━━━━━ Available records ━━━━━

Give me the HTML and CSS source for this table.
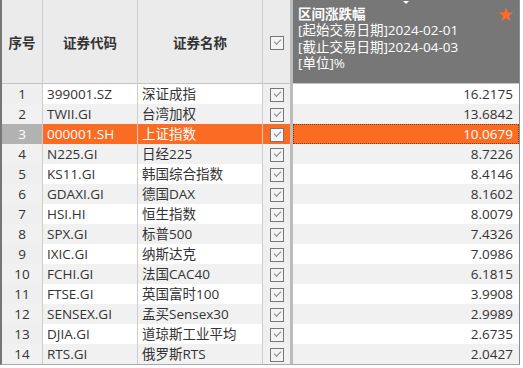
FILE: index.html
```html
<!DOCTYPE html>
<html lang="zh-CN">
<head>
  <meta charset="UTF-8">
  <title>区间涨跌幅</title>
  <link rel="stylesheet" href="styles.css">
</head>
<body>
  <table class="grid">
    <thead>
      <tr>
        <th class="c-no">序号</th>
        <th class="c-code">证券代码</th>
        <th class="c-name">证券名称</th>
        <th class="c-chk"><span class="chk"></span></th>
        <th class="c-val">
          <span class="sort"></span>
          <span class="star">★</span>
          <div class="val-title">区间涨跌幅</div>
          <div>[起始交易日期]2024-02-01</div>
          <div>[截止交易日期]2024-04-03</div>
          <div>[单位]%</div>
        </th>
      </tr>
    </thead>
    <tbody>
      <tr><td class="no">1</td><td>399001.SZ</td><td>深证成指</td><td class="cb"><span class="chk"></span></td><td class="num">16.2175</td></tr>
      <tr><td class="no">2</td><td>TWII.GI</td><td>台湾加权</td><td class="cb"><span class="chk"></span></td><td class="num">13.6842</td></tr>
      <tr class="selected"><td class="no">3</td><td>000001.SH</td><td>上证指数</td><td class="cb"><span class="chk"></span></td><td class="num focus">10.0679</td></tr>
      <tr><td class="no">4</td><td>N225.GI</td><td>日经225</td><td class="cb"><span class="chk"></span></td><td class="num">8.7226</td></tr>
      <tr><td class="no">5</td><td>KS11.GI</td><td>韩国综合指数</td><td class="cb"><span class="chk"></span></td><td class="num">8.4146</td></tr>
      <tr><td class="no">6</td><td>GDAXI.GI</td><td>德国DAX</td><td class="cb"><span class="chk"></span></td><td class="num">8.1602</td></tr>
      <tr><td class="no">7</td><td>HSI.HI</td><td>恒生指数</td><td class="cb"><span class="chk"></span></td><td class="num">8.0079</td></tr>
      <tr><td class="no">8</td><td>SPX.GI</td><td>标普500</td><td class="cb"><span class="chk"></span></td><td class="num">7.4326</td></tr>
      <tr><td class="no">9</td><td>IXIC.GI</td><td>纳斯达克</td><td class="cb"><span class="chk"></span></td><td class="num">7.0986</td></tr>
      <tr><td class="no">10</td><td>FCHI.GI</td><td>法国CAC40</td><td class="cb"><span class="chk"></span></td><td class="num">6.1815</td></tr>
      <tr><td class="no">11</td><td>FTSE.GI</td><td>英国富时100</td><td class="cb"><span class="chk"></span></td><td class="num">3.9908</td></tr>
      <tr><td class="no">12</td><td>SENSEX.GI</td><td>孟买Sensex30</td><td class="cb"><span class="chk"></span></td><td class="num">2.9989</td></tr>
      <tr><td class="no">13</td><td>DJIA.GI</td><td>道琼斯工业平均</td><td class="cb"><span class="chk"></span></td><td class="num">2.6735</td></tr>
      <tr><td class="no">14</td><td>RTS.GI</td><td>俄罗斯RTS</td><td class="cb"><span class="chk"></span></td><td class="num">2.0427</td></tr>
    </tbody>
  </table>
</body>
</html>
```

FILE: styles.css
```css
body {
  margin: 0;
  background: #fff;
  font-family: 'Open Sans', 'Noto Sans CJK SC', sans-serif;
  font-size: 13.5px;
  color: #333;
}

.grid {
  table-layout: fixed;
  border-collapse: separate;
  border-spacing: 0;
  width: 520px;
  border-left: 2px solid #767676;
  border-right: 1px solid #8c8c8c;
  border-bottom: 1px solid #a8a8a8;
}

th, td {
  box-sizing: border-box;
  padding: 0 4px;
  border-right: 1px solid #cdcdcd;
  white-space: nowrap;
  overflow: hidden;
}

/* header */
th {
  height: 84px;
  background: #ebebeb;
  border-bottom: 1px solid #c4c4c4;
  font-weight: bold;
  color: #333;
  text-align: center;
}

.c-no { width: 41px; }
.c-code { width: 95px; }
.c-name { width: 125px; }
.c-chk { width: 30px; }
.c-val { width: 226px; }

.c-chk, .cb {
  border-right: 3px solid #bcbcbc;
  padding: 0;
  text-align: center;
}

.c-val {
  position: relative;
  background: #777;
  color: #fff;
  font-weight: normal;
  text-align: left;
  vertical-align: top;
  padding: 6px 5px 0;
  line-height: 16.3px;
  border-right: none;
}

.val-title {
  font-weight: bold;
}

.star {
  position: absolute;
  top: 3px;
  right: 5px;
  color: #ff6a26;
  font-family: 'DejaVu Sans', sans-serif;
  font-size: 19px;
  line-height: 22px;
}

.sort {
  position: absolute;
  top: 1px;
  left: 110px;
  border-left: 3px solid transparent;
  border-right: 3px solid transparent;
  border-top: 3px solid #fff;
}

/* body rows */
td {
  height: 20px;
  line-height: 20px;
  background: #fff;
}

tbody tr:nth-child(even) td {
  background: #f1f1f1;
}

tbody td.no,
tbody td.cb {
  background: #efefef;
}

td.no {
  text-align: center;
  padding: 0;
}

td.num {
  text-align: right;
  padding-right: 6px;
  border-right: none;
}

tr.selected td,
tbody tr.selected td.cb {
  background: #fa6b24;
  color: #fff;
}

tbody tr.selected td.no {
  background: #b2b2b2;
  color: #fff;
}

td.focus {
  outline: 1px dotted #8a3a10;
  outline-offset: -1px;
}

/* checkbox */
.chk {
  display: inline-block;
  position: relative;
  width: 14px;
  height: 14px;
  box-sizing: border-box;
  border: 1px solid #777;
  background: #f4f4f4;
  vertical-align: middle;
}

.chk::after {
  content: '';
  position: absolute;
  left: 3px;
  top: 2px;
  width: 6px;
  height: 3px;
  border-left: 1px solid #888;
  border-bottom: 1px solid #888;
  transform: rotate(-45deg);
}
```
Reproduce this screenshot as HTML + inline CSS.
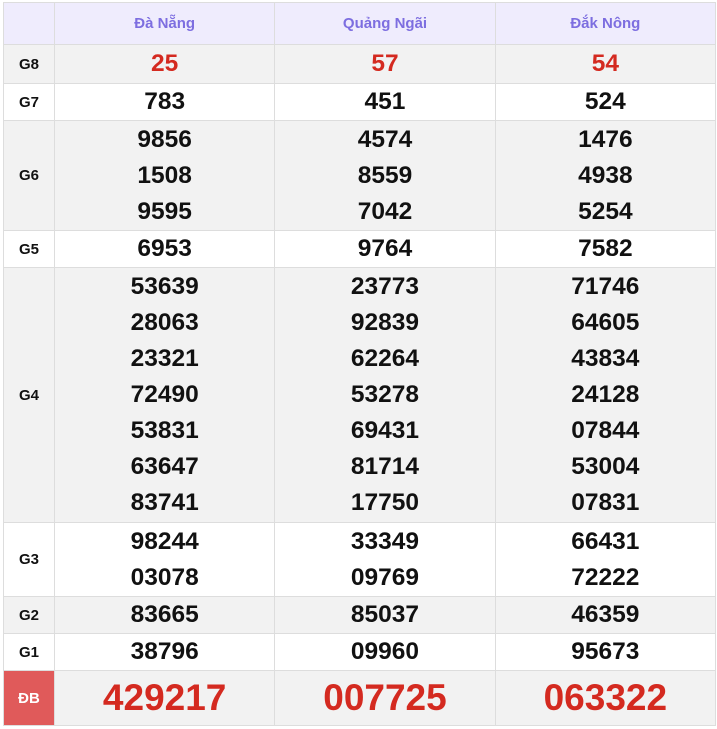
<!DOCTYPE html><html><head><style>
body{margin:0;background:#fff;font-family:"Liberation Sans",Arial,sans-serif;}
table{position:absolute;left:3px;top:2px;border-collapse:collapse;width:713px;table-layout:fixed}
td,th{border:1px solid #ddd;text-align:center;padding:0;font-weight:bold}
th{background:#efecfd;color:#7d6ee0;font-size:15px;height:41px}
td.l{font-size:15px;color:#111;width:50px}
td.n{font-size:24.5px;color:#111;line-height:36px}
tr.g td{background:#f2f2f2}
.r{color:#d42a20!important}
.db td.n{font-size:37px;line-height:52px}
.db td.l{background:#e05a5a!important;color:#fff}
</style></head><body>
<table>
<tr><th style="width:50px"></th><th>Đà Nẵng</th><th>Quảng Ngãi</th><th>Đắk Nông</th></tr>
<tr class="g" style="height:39px"><td class="l">G8</td><td class="n r">25</td><td class="n r">57</td><td class="n r">54</td></tr>
<tr style="height:37px"><td class="l">G7</td><td class="n">783</td><td class="n">451</td><td class="n">524</td></tr>
<tr class="g" style="height:110px"><td class="l">G6</td><td class="n">9856<br>1508<br>9595</td><td class="n">4574<br>8559<br>7042</td><td class="n">1476<br>4938<br>5254</td></tr>
<tr style="height:37px"><td class="l">G5</td><td class="n">6953</td><td class="n">9764</td><td class="n">7582</td></tr>
<tr class="g" style="height:255px"><td class="l">G4</td><td class="n">53639<br>28063<br>23321<br>72490<br>53831<br>63647<br>83741</td><td class="n">23773<br>92839<br>62264<br>53278<br>69431<br>81714<br>17750</td><td class="n">71746<br>64605<br>43834<br>24128<br>07844<br>53004<br>07831</td></tr>
<tr style="height:74px"><td class="l">G3</td><td class="n">98244<br>03078</td><td class="n">33349<br>09769</td><td class="n">66431<br>72222</td></tr>
<tr class="g" style="height:37px"><td class="l">G2</td><td class="n">83665</td><td class="n">85037</td><td class="n">46359</td></tr>
<tr style="height:37px"><td class="l">G1</td><td class="n">38796</td><td class="n">09960</td><td class="n">95673</td></tr>
<tr class="g db" style="height:55px"><td class="l">ĐB</td><td class="n r">429217</td><td class="n r">007725</td><td class="n r">063322</td></tr>
</table>
</body></html>
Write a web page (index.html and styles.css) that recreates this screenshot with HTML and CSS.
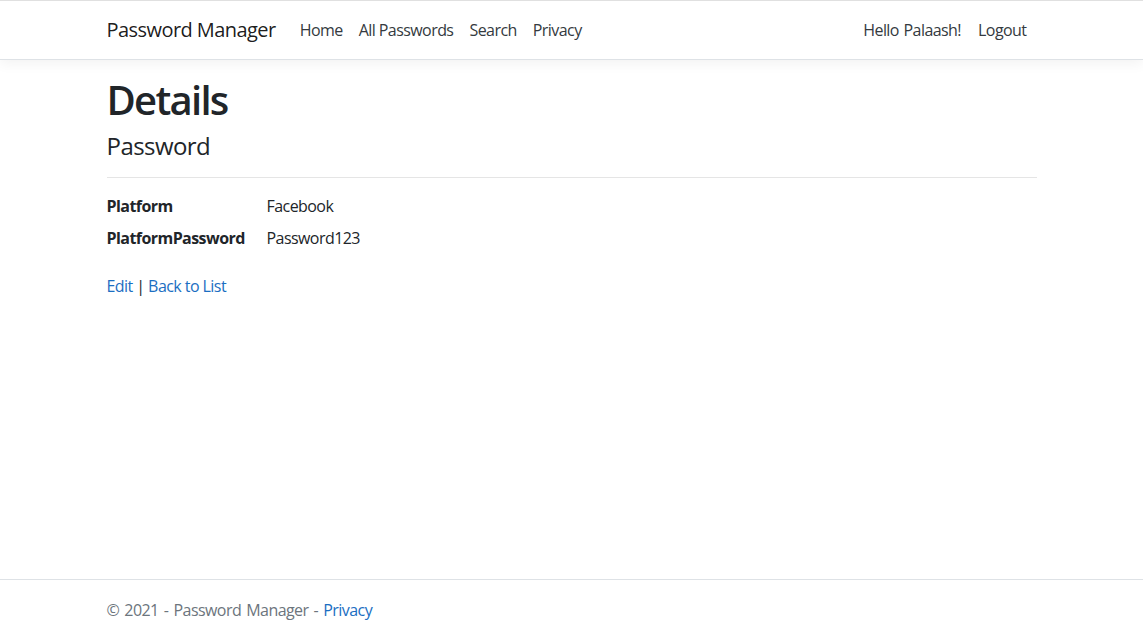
FILE: index.html
```html
<!DOCTYPE html>
<html lang="en">
<head>
<meta charset="utf-8">
<title>Details - Password Manager</title>
<link rel="stylesheet" href="styles.css">
</head>
<body>
<header class="site-header">
  <nav class="navbar">
    <div class="container nav-inner">
      <a class="brand" href="#">Password Manager</a>
      <ul class="nav-list nav-main">
        <li><a class="nav-link" href="#">Home</a></li>
        <li><a class="nav-link" href="#">All Passwords</a></li>
        <li><a class="nav-link" href="#">Search</a></li>
        <li><a class="nav-link" href="#">Privacy</a></li>
      </ul>
      <ul class="nav-list nav-user">
        <li><a class="nav-link" href="#">Hello Palaash!</a></li>
        <li><button class="nav-link nav-button" type="button">Logout</button></li>
      </ul>
    </div>
  </nav>
</header>
<main class="container main">
  <h1 class="title">Details</h1>
  <div>
    <h4 class="subtitle">Password</h4>
    <hr class="rule">
    <dl class="details">
      <dt>Platform</dt>
      <dd>Facebook</dd>
      <dt>PlatformPassword</dt>
      <dd>Password123</dd>
    </dl>
  </div>
  <div class="actions">
    <a href="#">Edit</a> | <a href="#">Back to List</a>
  </div>
</main>
<footer class="footer">
  <div class="container">
    &copy; 2021 - Password Manager - <a href="#">Privacy</a>
  </div>
</footer>
</body>
</html>
```
FILE: styles.css
```css
* { box-sizing: border-box; }
html, body { margin: 0; padding: 0; }
body {
  font-family: "Open Sans", "Noto Sans", sans-serif;
  font-size: 16px;
  line-height: 1.5;
  letter-spacing: -0.035em;
  color: #212529;
  background: #fff;
  min-height: 100vh;
  display: flex;
  flex-direction: column;
}
a { color: #1b6ec2; text-decoration: none; }
.container {
  width: 960px;
  margin: 0 auto;
  padding: 0 15px;
}
.site-header { flex: none; }
.navbar {
  border-top: 1px solid #e0e0e0;
  border-bottom: 1px solid #dee2e6;
  box-shadow: 0 4px 12px rgba(0,0,0,0.05);
  padding: 8px 0;
  height: 60px;
}
.nav-inner {
  display: flex;
  align-items: center;
  height: 100%;
}
.brand {
  color: rgba(0,0,0,0.9);
  font-size: 20px;
  margin-right: 16px;
  white-space: nowrap;
}
.nav-list {
  list-style: none;
  margin: 0;
  padding: 0;
  display: flex;
}
.nav-main { flex: 1; }
.nav-link {
  display: block;
  padding: 8px;
  color: #343a40;
  font-size: 16px;
  white-space: nowrap;
}
.nav-user .nav-link { word-spacing: 1px; }
.nav-button {
  background: none;
  border: 0;
  font-family: inherit;
  letter-spacing: inherit;
  line-height: 1.5;
  padding: 8px 10px 8px 9px;
  cursor: pointer;
}
.main { flex: 1; padding-top: 16px; }
.title {
  font-size: 40px;
  font-weight: 600;
  line-height: 1.2;
  letter-spacing: -0.043em;
  margin: 0 0 8px;
}
.subtitle {
  font-size: 24px;
  font-weight: 500;
  line-height: 1.2;
  margin: 0 0 8px;
}
.rule {
  border: 0;
  border-top: 1px solid rgba(0,0,0,0.1);
  margin: 16px 0;
}
.details {
  display: grid;
  grid-template-columns: 160px 1fr;
  row-gap: 8px;
  margin: 0 0 16px;
}
.details dt { font-weight: 700; margin: 0; }
.details dd { margin: 0; }
.actions { margin-top: 24px; }
.footer {
  flex: none;
  border-top: 1px solid #dee2e6;
  color: #6c757d;
  line-height: 60px;
  height: 61px;
  white-space: nowrap;
  word-spacing: 1.5px;
}
```
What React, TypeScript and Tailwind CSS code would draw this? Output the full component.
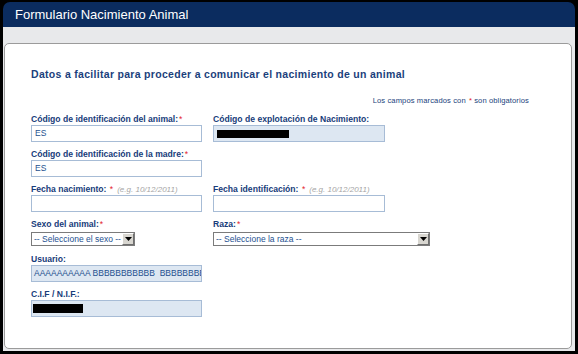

━━━━━

Requirement: Copy every line above that includes the string "table".

Correct answer:
Give me the HTML and CSS source for this table.
  <table class="grid">
  </table>
  table-layout: fixed;
table{position:absolute;left:3px;top:2px;border-collapse:collapse;width:713px;table-layout:fixed}
<table>
</table>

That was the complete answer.